- _To do_
Reproduce the data exactly and drop any pictures it holds.

- _Material provided_
···

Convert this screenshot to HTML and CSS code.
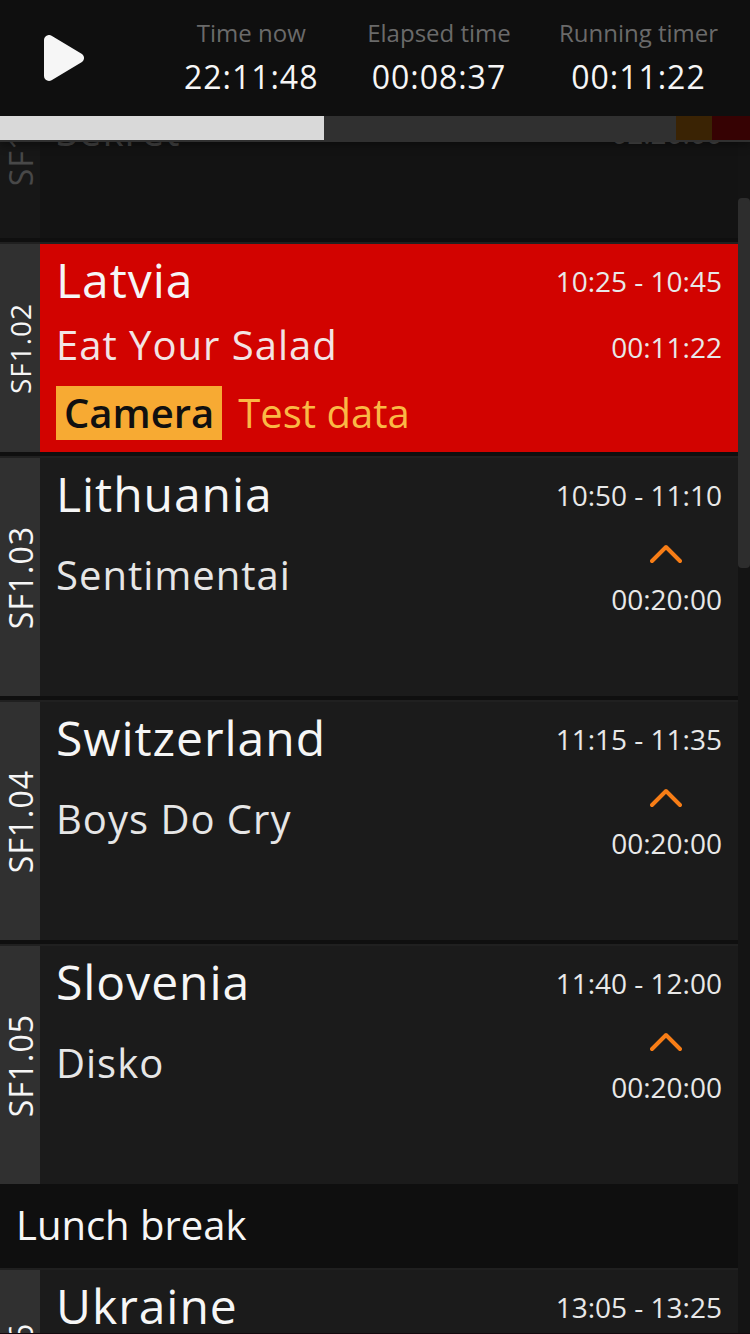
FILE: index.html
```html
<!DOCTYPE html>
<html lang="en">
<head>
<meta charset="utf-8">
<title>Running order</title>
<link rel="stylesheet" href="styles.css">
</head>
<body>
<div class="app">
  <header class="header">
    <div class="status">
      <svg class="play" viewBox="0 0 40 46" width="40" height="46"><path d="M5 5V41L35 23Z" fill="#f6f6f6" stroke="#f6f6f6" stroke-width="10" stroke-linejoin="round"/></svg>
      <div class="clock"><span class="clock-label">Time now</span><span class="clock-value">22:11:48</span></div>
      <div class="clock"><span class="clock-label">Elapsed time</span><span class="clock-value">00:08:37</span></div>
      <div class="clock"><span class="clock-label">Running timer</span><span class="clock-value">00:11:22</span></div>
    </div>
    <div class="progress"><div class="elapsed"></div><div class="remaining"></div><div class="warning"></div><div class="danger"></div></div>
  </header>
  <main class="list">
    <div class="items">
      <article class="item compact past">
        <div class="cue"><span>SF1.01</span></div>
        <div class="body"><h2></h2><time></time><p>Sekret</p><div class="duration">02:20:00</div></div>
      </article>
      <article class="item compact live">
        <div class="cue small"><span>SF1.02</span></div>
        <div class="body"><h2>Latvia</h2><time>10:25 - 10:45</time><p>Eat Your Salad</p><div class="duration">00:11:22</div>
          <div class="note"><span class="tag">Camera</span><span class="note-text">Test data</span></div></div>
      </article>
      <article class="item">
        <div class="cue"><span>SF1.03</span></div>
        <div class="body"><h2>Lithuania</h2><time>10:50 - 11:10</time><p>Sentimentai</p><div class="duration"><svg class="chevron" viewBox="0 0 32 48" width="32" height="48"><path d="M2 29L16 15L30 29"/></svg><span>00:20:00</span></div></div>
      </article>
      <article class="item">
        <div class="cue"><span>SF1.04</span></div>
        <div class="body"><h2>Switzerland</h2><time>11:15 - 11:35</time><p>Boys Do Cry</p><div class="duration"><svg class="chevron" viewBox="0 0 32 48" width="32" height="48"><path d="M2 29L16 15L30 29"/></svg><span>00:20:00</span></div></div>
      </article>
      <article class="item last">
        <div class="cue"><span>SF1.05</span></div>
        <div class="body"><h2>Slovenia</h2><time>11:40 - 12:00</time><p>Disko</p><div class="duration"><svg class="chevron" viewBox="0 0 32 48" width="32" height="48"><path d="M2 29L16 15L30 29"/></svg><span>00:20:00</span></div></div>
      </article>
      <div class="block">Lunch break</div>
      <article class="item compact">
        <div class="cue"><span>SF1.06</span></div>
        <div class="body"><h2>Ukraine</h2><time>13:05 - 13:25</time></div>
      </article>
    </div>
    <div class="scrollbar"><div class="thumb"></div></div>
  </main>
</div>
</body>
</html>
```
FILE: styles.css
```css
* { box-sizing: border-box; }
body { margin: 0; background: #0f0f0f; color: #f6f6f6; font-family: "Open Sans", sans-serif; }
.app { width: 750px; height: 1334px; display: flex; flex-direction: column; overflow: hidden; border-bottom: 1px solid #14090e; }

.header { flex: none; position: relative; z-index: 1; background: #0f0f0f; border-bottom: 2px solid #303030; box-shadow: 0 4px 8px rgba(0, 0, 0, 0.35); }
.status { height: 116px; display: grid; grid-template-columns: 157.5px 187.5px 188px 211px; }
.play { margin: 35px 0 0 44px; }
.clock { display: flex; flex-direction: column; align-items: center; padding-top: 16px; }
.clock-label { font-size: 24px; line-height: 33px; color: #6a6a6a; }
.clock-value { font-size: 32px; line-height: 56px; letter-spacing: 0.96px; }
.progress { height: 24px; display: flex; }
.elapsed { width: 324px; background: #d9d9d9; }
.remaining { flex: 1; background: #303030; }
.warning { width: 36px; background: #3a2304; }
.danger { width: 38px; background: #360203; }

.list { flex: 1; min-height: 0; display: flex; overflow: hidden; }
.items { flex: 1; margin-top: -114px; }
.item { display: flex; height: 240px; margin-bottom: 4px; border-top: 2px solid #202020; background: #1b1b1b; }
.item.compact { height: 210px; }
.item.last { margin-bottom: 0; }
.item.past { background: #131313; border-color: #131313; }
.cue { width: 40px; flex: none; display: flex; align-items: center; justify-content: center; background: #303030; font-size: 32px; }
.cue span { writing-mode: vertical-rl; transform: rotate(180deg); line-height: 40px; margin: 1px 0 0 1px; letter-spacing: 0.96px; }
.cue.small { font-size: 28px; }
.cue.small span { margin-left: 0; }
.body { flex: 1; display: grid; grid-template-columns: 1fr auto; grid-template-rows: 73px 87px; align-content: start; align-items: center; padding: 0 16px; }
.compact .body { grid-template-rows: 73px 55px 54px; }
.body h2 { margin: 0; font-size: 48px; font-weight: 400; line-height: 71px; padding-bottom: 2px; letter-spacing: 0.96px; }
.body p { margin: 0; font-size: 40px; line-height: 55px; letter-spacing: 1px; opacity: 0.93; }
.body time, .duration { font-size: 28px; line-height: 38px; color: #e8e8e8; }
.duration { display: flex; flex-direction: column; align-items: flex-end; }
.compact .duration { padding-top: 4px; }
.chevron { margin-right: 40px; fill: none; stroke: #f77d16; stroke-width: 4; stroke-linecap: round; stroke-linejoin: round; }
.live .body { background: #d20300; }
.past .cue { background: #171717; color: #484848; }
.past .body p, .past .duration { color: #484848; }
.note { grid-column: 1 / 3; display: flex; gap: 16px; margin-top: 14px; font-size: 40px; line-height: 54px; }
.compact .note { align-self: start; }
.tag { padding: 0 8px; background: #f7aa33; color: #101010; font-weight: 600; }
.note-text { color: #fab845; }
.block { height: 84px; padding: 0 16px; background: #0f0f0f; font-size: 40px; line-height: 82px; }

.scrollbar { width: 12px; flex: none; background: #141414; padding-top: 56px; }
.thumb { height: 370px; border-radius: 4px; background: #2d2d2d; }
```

···

- _Solution to this task_
Convert this screenshot to HTML and CSS code.
FILE: index.html
```html
<!DOCTYPE html>
<html lang="en">
<head>
<meta charset="utf-8">
<title>Running order</title>
<link rel="stylesheet" href="styles.css">
</head>
<body>
<div class="app">
  <header class="header">
    <div class="status">
      <svg class="play" viewBox="0 0 40 46" width="40" height="46"><path d="M5 5V41L35 23Z" fill="#f6f6f6" stroke="#f6f6f6" stroke-width="10" stroke-linejoin="round"/></svg>
      <div class="clock"><span class="clock-label">Time now</span><span class="clock-value">22:11:48</span></div>
      <div class="clock"><span class="clock-label">Elapsed time</span><span class="clock-value">00:08:37</span></div>
      <div class="clock"><span class="clock-label">Running timer</span><span class="clock-value">00:11:22</span></div>
    </div>
    <div class="progress"><div class="elapsed"></div><div class="remaining"></div><div class="warning"></div><div class="danger"></div></div>
  </header>
  <main class="list">
    <div class="items">
      <article class="item compact past">
        <div class="cue"><span>SF1.01</span></div>
        <div class="body"><h2></h2><time></time><p>Sekret</p><div class="duration">02:20:00</div></div>
      </article>
      <article class="item compact live">
        <div class="cue small"><span>SF1.02</span></div>
        <div class="body"><h2>Latvia</h2><time>10:25 - 10:45</time><p>Eat Your Salad</p><div class="duration">00:11:22</div>
          <div class="note"><span class="tag">Camera</span><span class="note-text">Test data</span></div></div>
      </article>
      <article class="item">
        <div class="cue"><span>SF1.03</span></div>
        <div class="body"><h2>Lithuania</h2><time>10:50 - 11:10</time><p>Sentimentai</p><div class="duration"><svg class="chevron" viewBox="0 0 32 48" width="32" height="48"><path d="M2 29L16 15L30 29"/></svg><span>00:20:00</span></div></div>
      </article>
      <article class="item">
        <div class="cue"><span>SF1.04</span></div>
        <div class="body"><h2>Switzerland</h2><time>11:15 - 11:35</time><p>Boys Do Cry</p><div class="duration"><svg class="chevron" viewBox="0 0 32 48" width="32" height="48"><path d="M2 29L16 15L30 29"/></svg><span>00:20:00</span></div></div>
      </article>
      <article class="item last">
        <div class="cue"><span>SF1.05</span></div>
        <div class="body"><h2>Slovenia</h2><time>11:40 - 12:00</time><p>Disko</p><div class="duration"><svg class="chevron" viewBox="0 0 32 48" width="32" height="48"><path d="M2 29L16 15L30 29"/></svg><span>00:20:00</span></div></div>
      </article>
      <div class="block">Lunch break</div>
      <article class="item compact">
        <div class="cue"><span>SF1.06</span></div>
        <div class="body"><h2>Ukraine</h2><time>13:05 - 13:25</time></div>
      </article>
    </div>
    <div class="scrollbar"><div class="thumb"></div></div>
  </main>
</div>
</body>
</html>
```
FILE: styles.css
```css
* { box-sizing: border-box; }
body { margin: 0; background: #0f0f0f; color: #f6f6f6; font-family: "Open Sans", sans-serif; }
.app { width: 750px; height: 1334px; display: flex; flex-direction: column; overflow: hidden; border-bottom: 1px solid #14090e; }

.header { flex: none; position: relative; z-index: 1; background: #0f0f0f; border-bottom: 2px solid #303030; box-shadow: 0 4px 8px rgba(0, 0, 0, 0.35); }
.status { height: 116px; display: grid; grid-template-columns: 157.5px 187.5px 188px 211px; }
.play { margin: 35px 0 0 44px; }
.clock { display: flex; flex-direction: column; align-items: center; padding-top: 16px; }
.clock-label { font-size: 24px; line-height: 33px; color: #6a6a6a; }
.clock-value { font-size: 32px; line-height: 56px; letter-spacing: 0.96px; }
.progress { height: 24px; display: flex; }
.elapsed { width: 324px; background: #d9d9d9; }
.remaining { flex: 1; background: #303030; }
.warning { width: 36px; background: #3a2304; }
.danger { width: 38px; background: #360203; }

.list { flex: 1; min-height: 0; display: flex; overflow: hidden; }
.items { flex: 1; margin-top: -114px; }
.item { display: flex; height: 240px; margin-bottom: 4px; border-top: 2px solid #202020; background: #1b1b1b; }
.item.compact { height: 210px; }
.item.last { margin-bottom: 0; }
.item.past { background: #131313; border-color: #131313; }
.cue { width: 40px; flex: none; display: flex; align-items: center; justify-content: center; background: #303030; font-size: 32px; }
.cue span { writing-mode: vertical-rl; transform: rotate(180deg); line-height: 40px; margin: 1px 0 0 1px; letter-spacing: 0.96px; }
.cue.small { font-size: 28px; }
.cue.small span { margin-left: 0; }
.body { flex: 1; display: grid; grid-template-columns: 1fr auto; grid-template-rows: 73px 87px; align-content: start; align-items: center; padding: 0 16px; }
.compact .body { grid-template-rows: 73px 55px 54px; }
.body h2 { margin: 0; font-size: 48px; font-weight: 400; line-height: 71px; padding-bottom: 2px; letter-spacing: 0.96px; }
.body p { margin: 0; font-size: 40px; line-height: 55px; letter-spacing: 1px; opacity: 0.93; }
.body time, .duration { font-size: 28px; line-height: 38px; color: #e8e8e8; }
.duration { display: flex; flex-direction: column; align-items: flex-end; }
.compact .duration { padding-top: 4px; }
.chevron { margin-right: 40px; fill: none; stroke: #f77d16; stroke-width: 4; stroke-linecap: round; stroke-linejoin: round; }
.live .body { background: #d20300; }
.past .cue { background: #171717; color: #484848; }
.past .body p, .past .duration { color: #484848; }
.note { grid-column: 1 / 3; display: flex; gap: 16px; margin-top: 14px; font-size: 40px; line-height: 54px; }
.compact .note { align-self: start; }
.tag { padding: 0 8px; background: #f7aa33; color: #101010; font-weight: 600; }
.note-text { color: #fab845; }
.block { height: 84px; padding: 0 16px; background: #0f0f0f; font-size: 40px; line-height: 82px; }

.scrollbar { width: 12px; flex: none; background: #141414; padding-top: 56px; }
.thumb { height: 370px; border-radius: 4px; background: #2d2d2d; }
```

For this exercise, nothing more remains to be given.